Various Artists – Sometimes I Wonder

The Psychedelic Pop Sound Of President

Just like most of “Various Artists” compilations, even when they’re precisely genre-defined, tend to offer varied soundscapes.

It’s pretty much the same with this one, but if you’re ready to open your mynd regarding the understanding of the Psychedelic Pop term and take it as amplified as its sound-palette actually is, you’re sure to have a real technicolor audio experience!

Even though a version of this album already appeared on the Tenth Planet label (whose David Wells also provides an in-depth story in President’s BIG fold-out inlay) as the first volume of The Electric Lemonade Acid Test vinyl series, you definitely won’t be sorry for getting this fully updated version too.

The opening Finding It Rough by Hat & Tie, actually does find Mr. Campbell Lyons in a bit rougher mood in his pre-Nirvana outfit, latently suggesting the chamber popsike sound to come.

Rhuburb Rhubarb is presented with both sides of their only single’s slightly Eastern-tinged MOVE-ing Britsike (Rainmaker/Moneylander) and the similar path is also followed by The Explosive (formed by ex-Uglys Dave Pegg and Roger Hill) Cities Make The Country Colder and The Small Faces-like (Who Planted Thorns In) Miss Alice’s Garden, while their Step Out Of Line (released in’69, just like the previous two) takes them a few years aback with it’s snappy mod-pop sound.

Some more (post)MODern styling are delivered through the Gram Gouldman-written Some People by Chords Five, the jazzy-infected Brum-beat of The Exception’s Don’t Torture Your Mind as well as The Gass Company’s Nightmares, sharing not just the song title with The Creation’s pop artistry.

Some of the most adventurous sounds can be heard from the John Carter-involved Cape Kennedy Construction Company doing an out-of-mind-swirling-audio-trip called The First Step On The Moon, written by Barbara Ruskin, also featured with her own girly piece of freakbeat Pawnbroker Pawnbroker, a genre even better presented through The She Trinity’s (including former Merseybeatster and Gerry’s brother Baryl Marsden) Climb That Tree.

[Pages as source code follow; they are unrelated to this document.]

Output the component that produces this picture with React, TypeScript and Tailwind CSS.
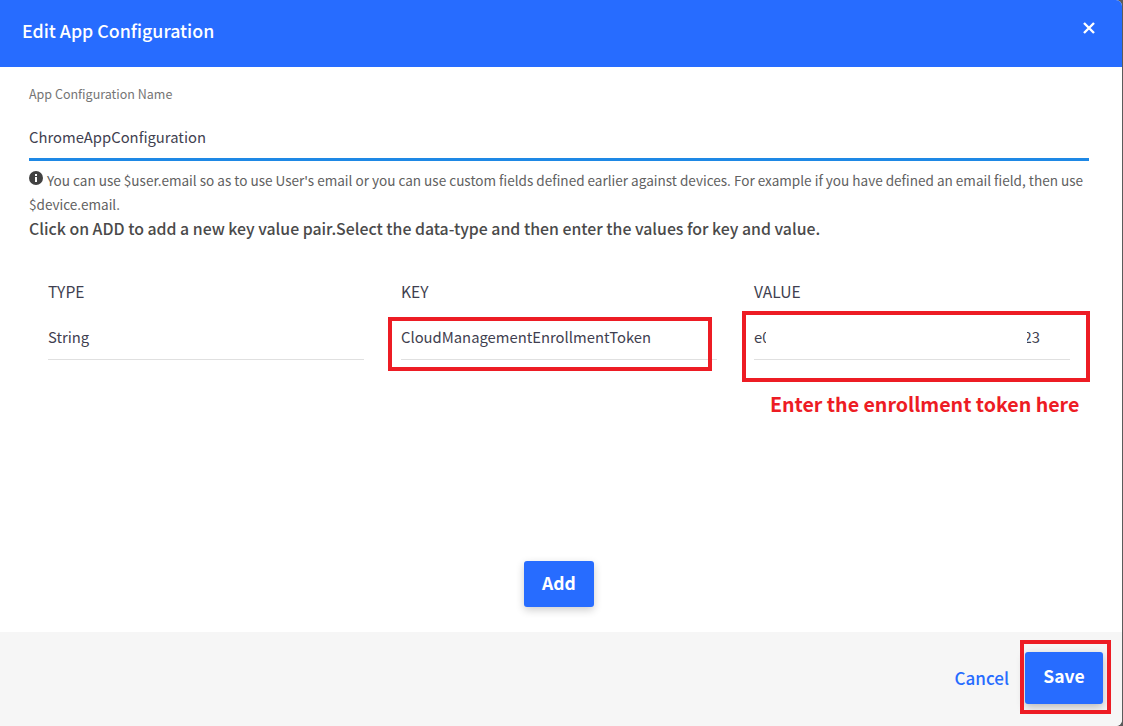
const font = "font-['Noto_Sans_CJK_KR','Noto_Sans',sans-serif]";

function Field({ label, children }: { label: string; children: React.ReactNode }) {
  return (
    <div className="w-[316px]">
      <div className="h-[24px] text-[15.6px] leading-[24px] text-[#3f3f50]">{label}</div>
      <div className="mt-[22px] flex h-[35px] items-start border-b border-[#e0e0e0] text-[14.8px] leading-[24px] text-[#3f3f50]">
        {children}
      </div>
    </div>
  );
}

export default function App() {
  return (
    <div className={`${font} relative h-[726px] w-[1123px] overflow-hidden bg-[#5b5b5b]`}>
      <div className="flex h-[726px] w-[1122px] flex-col overflow-hidden rounded-tr-[6px] rounded-br-[6px] bg-white">
        {/* Header */}
        <div className="flex h-[67px] shrink-0 items-start justify-between bg-[#276cff] pl-[22px] pr-[26px]">
          <h1 className="mt-[17px] text-[17.8px] leading-[26px] font-medium text-white">Edit App Configuration</h1>
          <svg className="mt-[21px]" width="14" height="14" viewBox="0 0 14 14" fill="none">
            <path d="M2 2L12 12M12 2L2 12" stroke="white" strokeWidth="2.4" />
          </svg>
        </div>

        {/* Body */}
        <div className="flex flex-1 flex-col px-[29px]">
          <div className="mt-[18px] w-[1060px] text-[12.5px] leading-[18px] text-[#757575]">App Configuration Name</div>
          <div className="mt-[22px] h-[36px] w-[1060px] border-b-[3px] border-[#1e88e5] text-[14.8px] leading-[24px] text-[#3f3f50]">
            ChromeAppConfiguration
          </div>
          <p className="mt-[7px] w-[1060px] text-[13.55px] leading-[24px] text-[#616161]">
            <svg className="mr-[4px] inline-block align-[1px]" width="14" height="14" viewBox="0 0 14 14">
              <circle cx="7" cy="7" r="7" fill="#424242" />
              <rect x="6" y="6" width="2" height="5" fill="white" />
              <rect x="6" y="3" width="2" height="2" fill="white" />
            </svg>
            You can use $user.email so as to use User's email or you can use custom fields defined earlier against devices. For example if you have defined an email field, then use $device.email.
          </p>
          <p className="mt-[1px] text-[15.85px] leading-[24px] font-medium text-[#4a4a4a]">
            Click on ADD to add a new key value pair.Select the data-type and then enter the values for key and value.
          </p>

          <div className="mt-[38px] flex gap-[37px] pl-[19px]">
            <Field label="TYPE">String</Field>
            <Field label="KEY">CloudManagementEnrollmentToken</Field>
            <Field label="VALUE">
              <div className="flex w-[286px] justify-between">
                <span className="w-[12px] overflow-hidden whitespace-nowrap">e0</span>
                <span className="flex w-[13px] justify-end overflow-hidden whitespace-nowrap">
                  <span className="shrink-0">23</span>
                </span>
              </div>
            </Field>
          </div>

          <div className="mt-[201px] flex justify-center pr-[4px]">
            <button className="h-[46px] w-[70px] rounded-[3px] bg-[#276cff] pb-[2px] text-[17.5px] font-bold text-white shadow-[0_3px_8px_rgba(0,0,0,0.2)]">
              Add
            </button>
          </div>
        </div>

        {/* Footer */}
        <div className="flex h-[94px] shrink-0 items-start justify-end gap-[16px] bg-[#f6f6f6] pr-[19px] pt-[20px]">
          <button className="mt-[14px] text-[17px] leading-[24px] font-medium text-[#276cff]">Cancel</button>
          <button className="h-[52px] w-[78px] rounded-[3px] bg-[#276cff] pb-[3px] text-[17.5px] font-bold text-white shadow-[0_3px_8px_rgba(0,0,0,0.25)]">
            Save
          </button>
        </div>
      </div>

      {/* Annotations drawn over the screenshot */}
      <div className="absolute left-[388px] top-[317px] h-[54px] w-[324px] border-4 border-[#ed1c24]" />
      <div className="absolute left-[742px] top-[311px] h-[71px] w-[348px] border-4 border-[#ed1c24]" />
      <div className="absolute left-[1020px] top-[640px] h-[74px] w-[91px] border-4 border-[#ed1c24]" />
      <div className="absolute left-[770px] top-[390px] text-[19.6px] leading-[27px] font-bold text-[#ed1c24]">
        Enter the enrollment token here
      </div>
    </div>
  );
}
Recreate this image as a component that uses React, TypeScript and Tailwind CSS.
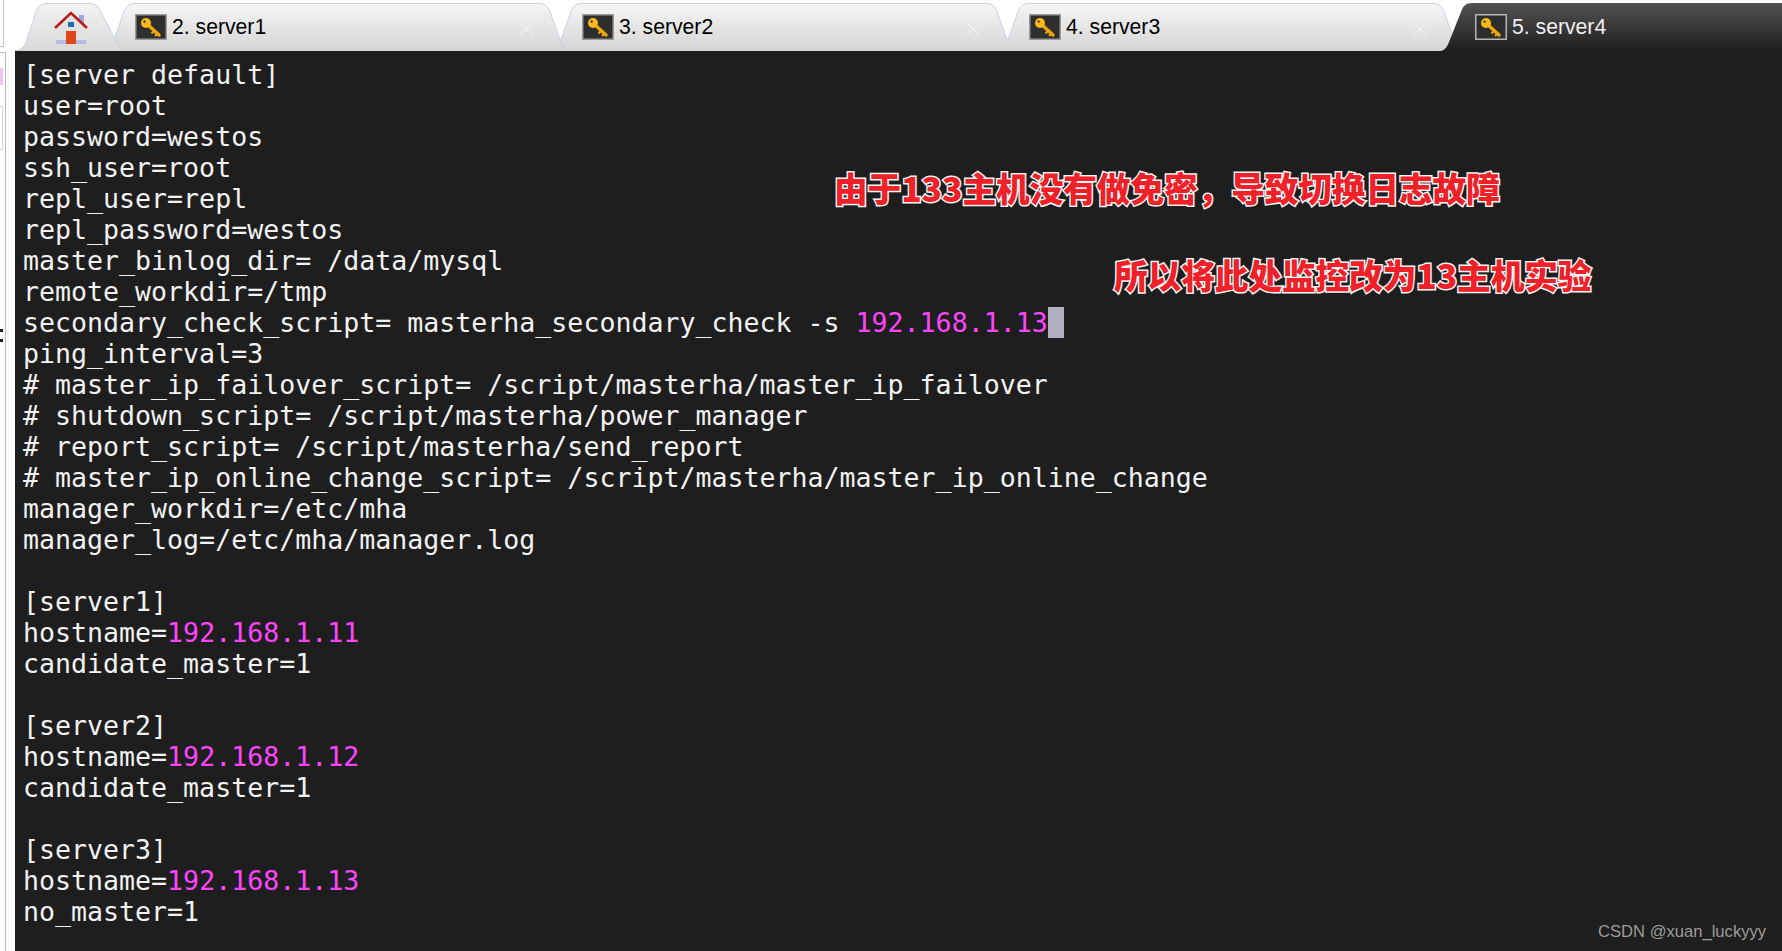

As a more than welcome inclusion, I must mention Sheridan & Rick Price’s hi-octane stomper Lightning Never Strikes (Twice), made more famous after The Move’s cover, after Rick Price joined the band.

It might be interesting to mention that it was Mike Sheridan’s Lot that featured young Roy Wood earlier in the sixties and Mike was also the one who was replaced with Jeff Lynne in The Nightriders, before they morphed into The Idle Race.

Two more tracks that must be mentioned among the CD’s highlights are the two Symbols’ harmony-heavy tunes (Again and (The Best Part Of) Breaking Up) that should make you grab their own collection, also just released on President.

With this one, the mentioned Symbols and Barbara Ruskin’s own release (read reviews elsewhere on these pages), we could be more than grateful for the re-emergence of the Presidential sounds.